# [Input rows]

▬▬▬▬▬▬▬▬▬▬

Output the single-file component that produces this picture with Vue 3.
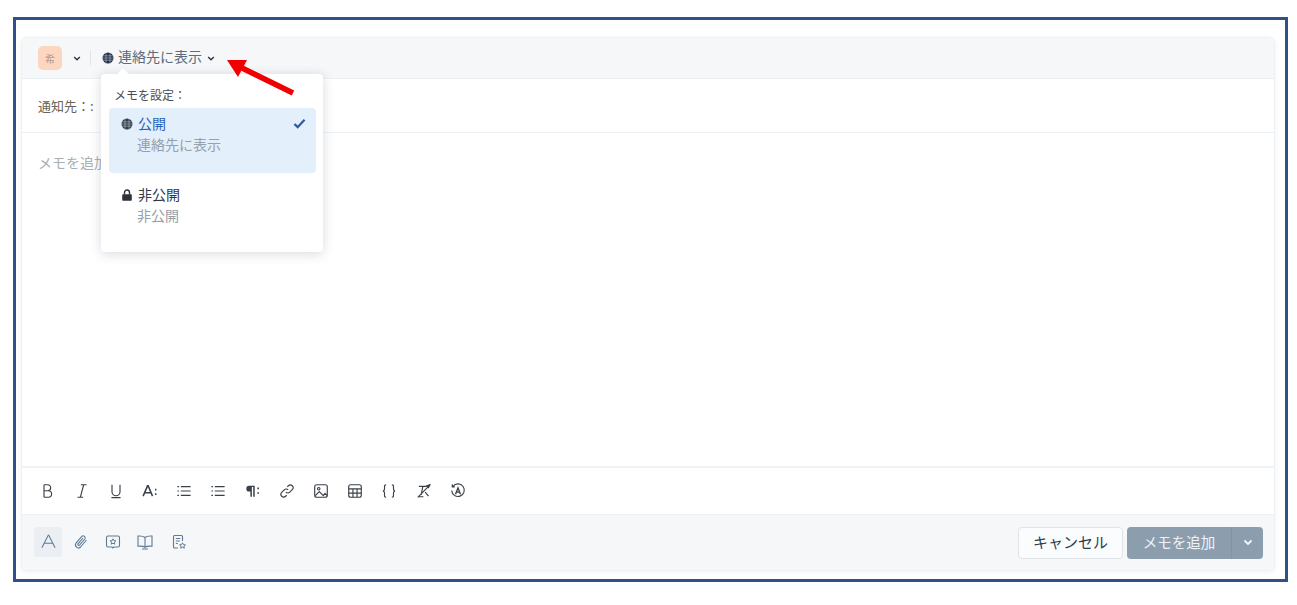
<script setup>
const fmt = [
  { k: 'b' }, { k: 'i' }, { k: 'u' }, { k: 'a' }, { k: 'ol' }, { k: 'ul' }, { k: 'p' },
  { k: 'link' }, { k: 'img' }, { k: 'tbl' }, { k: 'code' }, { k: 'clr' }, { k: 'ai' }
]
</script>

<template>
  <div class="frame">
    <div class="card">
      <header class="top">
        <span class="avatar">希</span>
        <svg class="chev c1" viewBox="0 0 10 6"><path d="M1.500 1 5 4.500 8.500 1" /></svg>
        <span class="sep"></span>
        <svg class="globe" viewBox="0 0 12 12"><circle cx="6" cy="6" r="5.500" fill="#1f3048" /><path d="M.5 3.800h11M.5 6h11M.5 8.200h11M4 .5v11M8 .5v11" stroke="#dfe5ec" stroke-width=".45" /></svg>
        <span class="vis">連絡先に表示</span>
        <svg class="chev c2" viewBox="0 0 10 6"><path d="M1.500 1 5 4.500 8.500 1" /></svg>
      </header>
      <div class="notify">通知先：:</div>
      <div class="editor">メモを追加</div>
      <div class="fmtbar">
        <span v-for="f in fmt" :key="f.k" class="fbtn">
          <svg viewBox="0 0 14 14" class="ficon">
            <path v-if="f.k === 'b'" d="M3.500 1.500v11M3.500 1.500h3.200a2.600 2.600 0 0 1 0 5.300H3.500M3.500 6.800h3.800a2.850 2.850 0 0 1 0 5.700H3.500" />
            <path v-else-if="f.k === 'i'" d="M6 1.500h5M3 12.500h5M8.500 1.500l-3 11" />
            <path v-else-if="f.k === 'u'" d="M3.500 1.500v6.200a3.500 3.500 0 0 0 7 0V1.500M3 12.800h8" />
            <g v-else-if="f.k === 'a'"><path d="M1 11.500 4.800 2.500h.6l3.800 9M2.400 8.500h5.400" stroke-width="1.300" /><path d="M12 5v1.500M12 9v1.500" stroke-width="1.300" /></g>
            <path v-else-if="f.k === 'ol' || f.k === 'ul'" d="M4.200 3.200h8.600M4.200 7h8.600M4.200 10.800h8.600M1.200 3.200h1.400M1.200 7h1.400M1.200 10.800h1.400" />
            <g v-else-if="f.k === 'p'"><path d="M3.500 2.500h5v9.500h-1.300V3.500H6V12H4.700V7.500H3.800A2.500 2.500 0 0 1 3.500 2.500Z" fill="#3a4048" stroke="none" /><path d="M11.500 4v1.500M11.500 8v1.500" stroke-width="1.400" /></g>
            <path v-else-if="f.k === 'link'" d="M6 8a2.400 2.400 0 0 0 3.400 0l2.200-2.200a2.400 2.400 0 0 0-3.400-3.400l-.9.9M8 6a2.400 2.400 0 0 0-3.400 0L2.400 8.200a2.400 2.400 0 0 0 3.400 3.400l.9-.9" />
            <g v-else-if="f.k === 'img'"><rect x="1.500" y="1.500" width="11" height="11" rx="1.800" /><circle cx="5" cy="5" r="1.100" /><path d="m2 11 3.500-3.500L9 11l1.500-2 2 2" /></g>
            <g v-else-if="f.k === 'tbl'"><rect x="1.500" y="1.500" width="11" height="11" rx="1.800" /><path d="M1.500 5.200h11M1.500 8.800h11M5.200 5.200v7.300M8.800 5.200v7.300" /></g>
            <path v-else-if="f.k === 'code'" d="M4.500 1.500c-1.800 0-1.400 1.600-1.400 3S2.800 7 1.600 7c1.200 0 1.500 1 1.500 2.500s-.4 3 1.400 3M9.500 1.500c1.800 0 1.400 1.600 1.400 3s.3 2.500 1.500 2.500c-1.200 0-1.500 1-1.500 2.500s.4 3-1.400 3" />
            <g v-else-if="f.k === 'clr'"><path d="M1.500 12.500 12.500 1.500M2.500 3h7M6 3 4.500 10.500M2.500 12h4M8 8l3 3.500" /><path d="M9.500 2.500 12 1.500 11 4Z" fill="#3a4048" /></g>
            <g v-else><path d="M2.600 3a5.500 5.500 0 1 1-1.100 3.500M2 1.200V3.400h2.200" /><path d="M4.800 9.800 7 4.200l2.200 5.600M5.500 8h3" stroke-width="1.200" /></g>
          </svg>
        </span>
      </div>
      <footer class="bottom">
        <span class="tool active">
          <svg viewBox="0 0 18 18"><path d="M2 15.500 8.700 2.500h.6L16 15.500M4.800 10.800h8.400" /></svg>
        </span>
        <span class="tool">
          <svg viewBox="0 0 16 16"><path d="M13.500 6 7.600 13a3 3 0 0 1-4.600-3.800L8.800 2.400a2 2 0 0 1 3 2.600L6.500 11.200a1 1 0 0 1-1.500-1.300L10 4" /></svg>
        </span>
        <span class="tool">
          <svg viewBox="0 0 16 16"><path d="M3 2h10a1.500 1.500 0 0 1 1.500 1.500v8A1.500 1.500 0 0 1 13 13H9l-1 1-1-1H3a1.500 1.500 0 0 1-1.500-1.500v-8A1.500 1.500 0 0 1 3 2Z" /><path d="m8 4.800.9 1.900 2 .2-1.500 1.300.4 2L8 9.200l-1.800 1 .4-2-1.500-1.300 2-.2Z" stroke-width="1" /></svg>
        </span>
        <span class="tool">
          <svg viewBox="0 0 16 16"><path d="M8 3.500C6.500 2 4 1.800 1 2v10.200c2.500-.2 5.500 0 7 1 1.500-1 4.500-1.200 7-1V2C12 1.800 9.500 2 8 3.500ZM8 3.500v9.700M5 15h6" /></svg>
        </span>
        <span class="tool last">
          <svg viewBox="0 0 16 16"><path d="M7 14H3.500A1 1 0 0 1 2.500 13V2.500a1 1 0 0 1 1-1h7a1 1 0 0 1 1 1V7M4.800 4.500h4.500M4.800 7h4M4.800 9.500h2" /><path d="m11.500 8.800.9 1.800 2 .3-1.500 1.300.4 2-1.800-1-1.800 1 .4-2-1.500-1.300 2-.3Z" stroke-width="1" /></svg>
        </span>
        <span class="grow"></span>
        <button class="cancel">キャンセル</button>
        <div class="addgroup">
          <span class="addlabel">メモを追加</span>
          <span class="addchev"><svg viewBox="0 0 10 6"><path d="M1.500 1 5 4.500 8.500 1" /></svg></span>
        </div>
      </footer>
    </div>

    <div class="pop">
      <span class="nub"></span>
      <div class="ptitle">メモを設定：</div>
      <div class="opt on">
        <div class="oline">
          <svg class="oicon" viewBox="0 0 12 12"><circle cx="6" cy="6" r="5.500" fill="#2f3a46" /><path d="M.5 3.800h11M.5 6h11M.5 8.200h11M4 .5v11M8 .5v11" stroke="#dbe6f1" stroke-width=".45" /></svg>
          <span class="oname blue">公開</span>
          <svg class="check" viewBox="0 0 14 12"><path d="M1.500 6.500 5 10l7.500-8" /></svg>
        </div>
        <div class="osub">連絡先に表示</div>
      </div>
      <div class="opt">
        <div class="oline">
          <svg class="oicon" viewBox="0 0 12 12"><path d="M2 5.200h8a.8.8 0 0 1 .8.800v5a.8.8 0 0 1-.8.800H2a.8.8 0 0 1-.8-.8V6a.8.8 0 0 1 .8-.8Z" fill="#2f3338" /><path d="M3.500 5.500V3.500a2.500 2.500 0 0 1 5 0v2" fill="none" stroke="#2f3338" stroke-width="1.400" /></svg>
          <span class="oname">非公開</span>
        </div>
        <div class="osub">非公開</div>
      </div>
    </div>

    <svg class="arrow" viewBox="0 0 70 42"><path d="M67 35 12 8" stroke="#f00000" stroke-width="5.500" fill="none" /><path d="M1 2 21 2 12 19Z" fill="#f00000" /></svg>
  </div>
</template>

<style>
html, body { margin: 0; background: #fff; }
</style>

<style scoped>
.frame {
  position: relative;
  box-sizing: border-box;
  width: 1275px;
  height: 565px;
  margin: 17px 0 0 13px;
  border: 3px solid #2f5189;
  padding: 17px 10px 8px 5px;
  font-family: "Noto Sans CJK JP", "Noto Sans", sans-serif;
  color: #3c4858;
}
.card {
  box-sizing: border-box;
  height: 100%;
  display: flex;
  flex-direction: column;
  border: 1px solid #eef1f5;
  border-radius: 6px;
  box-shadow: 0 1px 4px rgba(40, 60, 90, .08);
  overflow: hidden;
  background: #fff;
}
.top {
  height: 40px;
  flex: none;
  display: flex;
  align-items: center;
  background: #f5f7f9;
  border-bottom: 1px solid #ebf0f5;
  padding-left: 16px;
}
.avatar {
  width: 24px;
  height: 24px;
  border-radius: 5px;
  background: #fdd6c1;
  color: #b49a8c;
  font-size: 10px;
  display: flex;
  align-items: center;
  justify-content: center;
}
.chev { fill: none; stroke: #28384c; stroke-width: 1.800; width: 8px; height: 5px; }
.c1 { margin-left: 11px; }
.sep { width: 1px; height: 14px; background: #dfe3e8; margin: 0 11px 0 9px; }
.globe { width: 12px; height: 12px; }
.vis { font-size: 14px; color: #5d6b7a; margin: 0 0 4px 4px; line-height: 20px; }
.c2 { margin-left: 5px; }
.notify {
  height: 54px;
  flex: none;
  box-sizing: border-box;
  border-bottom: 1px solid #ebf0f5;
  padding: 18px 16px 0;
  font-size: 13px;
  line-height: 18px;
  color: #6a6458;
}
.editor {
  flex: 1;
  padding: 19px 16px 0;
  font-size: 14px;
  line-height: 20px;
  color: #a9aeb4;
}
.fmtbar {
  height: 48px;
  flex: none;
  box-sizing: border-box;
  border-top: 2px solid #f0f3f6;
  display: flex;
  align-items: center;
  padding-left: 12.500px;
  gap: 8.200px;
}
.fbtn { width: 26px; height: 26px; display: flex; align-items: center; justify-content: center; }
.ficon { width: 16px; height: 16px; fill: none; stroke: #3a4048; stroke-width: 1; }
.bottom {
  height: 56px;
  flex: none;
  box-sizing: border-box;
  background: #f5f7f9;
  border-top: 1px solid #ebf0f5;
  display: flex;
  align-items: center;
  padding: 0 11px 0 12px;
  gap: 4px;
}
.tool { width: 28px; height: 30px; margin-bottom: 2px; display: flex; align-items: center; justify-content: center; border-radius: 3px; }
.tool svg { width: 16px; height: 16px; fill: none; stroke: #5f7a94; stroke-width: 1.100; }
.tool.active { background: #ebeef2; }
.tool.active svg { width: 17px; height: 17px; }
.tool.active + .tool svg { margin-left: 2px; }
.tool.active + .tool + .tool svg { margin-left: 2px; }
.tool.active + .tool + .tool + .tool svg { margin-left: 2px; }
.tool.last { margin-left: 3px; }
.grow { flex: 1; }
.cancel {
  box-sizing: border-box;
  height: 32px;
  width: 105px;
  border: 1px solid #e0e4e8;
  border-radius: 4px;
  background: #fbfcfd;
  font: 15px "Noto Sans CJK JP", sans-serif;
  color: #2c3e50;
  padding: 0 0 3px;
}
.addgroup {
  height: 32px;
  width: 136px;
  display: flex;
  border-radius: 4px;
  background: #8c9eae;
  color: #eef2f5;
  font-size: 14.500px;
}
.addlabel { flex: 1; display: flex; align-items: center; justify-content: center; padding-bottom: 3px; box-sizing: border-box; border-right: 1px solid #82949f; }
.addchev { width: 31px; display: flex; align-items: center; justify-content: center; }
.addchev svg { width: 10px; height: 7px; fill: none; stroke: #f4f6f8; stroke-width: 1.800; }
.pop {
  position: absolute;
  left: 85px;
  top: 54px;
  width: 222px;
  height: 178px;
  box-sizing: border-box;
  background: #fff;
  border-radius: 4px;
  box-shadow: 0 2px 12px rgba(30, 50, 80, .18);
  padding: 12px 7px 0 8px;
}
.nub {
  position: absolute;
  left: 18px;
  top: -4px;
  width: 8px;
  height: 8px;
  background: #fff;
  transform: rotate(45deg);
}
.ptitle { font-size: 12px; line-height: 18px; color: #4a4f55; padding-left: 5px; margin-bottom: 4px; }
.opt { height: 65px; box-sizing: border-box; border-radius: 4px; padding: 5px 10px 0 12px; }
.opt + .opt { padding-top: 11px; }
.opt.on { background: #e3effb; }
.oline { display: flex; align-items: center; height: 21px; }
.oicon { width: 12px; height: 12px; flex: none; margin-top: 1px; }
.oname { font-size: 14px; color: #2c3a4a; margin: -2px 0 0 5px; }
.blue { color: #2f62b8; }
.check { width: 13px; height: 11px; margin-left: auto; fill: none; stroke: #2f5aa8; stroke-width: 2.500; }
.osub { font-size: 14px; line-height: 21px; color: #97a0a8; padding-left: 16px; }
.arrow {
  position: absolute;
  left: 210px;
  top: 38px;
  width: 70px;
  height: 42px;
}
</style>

▬▬▬▬▬▬▬▬▬▬

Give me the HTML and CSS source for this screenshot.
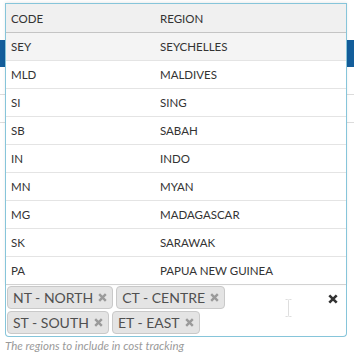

▬▬▬▬▬▬▬▬▬▬

Identify each line containing the string "this" and copy it out.

Output the single-file component that produces this picture with Vue 3.
Give me the HTML and CSS source for this screenshot.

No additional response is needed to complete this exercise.